To make it worse, I saw this sign too!
So trams can turn right, despite the fact the only one is static!
Edinburgh Buses
I’ve just found out that I can’t use my free bus pass on Edinburgh buses! Ridiculous! Shouldn’t they be free all over the UK, for every resident over a certain age? Perhaps, after 60, you only get your local area, but say after 65, you get the whole country. We want to encourage travel to create jobs surely!
Perhaps too we need to standise ticketing systems and enty and exit to buses. Because I hadn’t realised you put money down a chute here and that you had to take the tcket from a machine behind the driver, I caused a queue. All the buses are use in London and Cambridge are also entry at the front and exit at the centre. Let’s have some standrds!
Senior Railcards and Free Bus Passes
Yesterday, I took the train into Cambridge as I wanted to do a bit of shopping, visit the real tennis club and C’s old chambers. But I didn’t take the train back, as if I could get to Newmarket, I could get a lift back home.
So to return, I took the bus from Cambridge to Newmarket. It was quite pleasant on a clean bus, although if you think that passengers here are better behaved than those in London, in this case you will be wrong. There were two teenage girls, one of whom after being told to turn off the music on her mobile phone, proceeded to annoy the driver through the periscope by which he observed the top deck. I think we vwere all pleased when they got off.
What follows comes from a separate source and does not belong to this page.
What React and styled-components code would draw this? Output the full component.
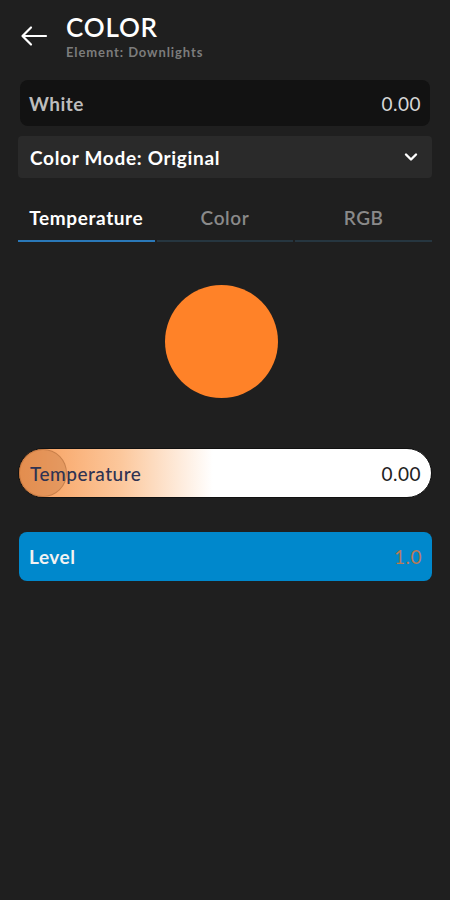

Why though, do I need two cards to get best value out of public transport; my Senior Railcard for the trains and the free pass for the buses. I know I pay for the railcard, but surely it could be used as a free bus pass. But then it doesn’t have my photo, but then no-one on the railway has ever questioned my ticket. In fact, when you buy train tickets on-line, they don’t even ask you for the number on the Railcard.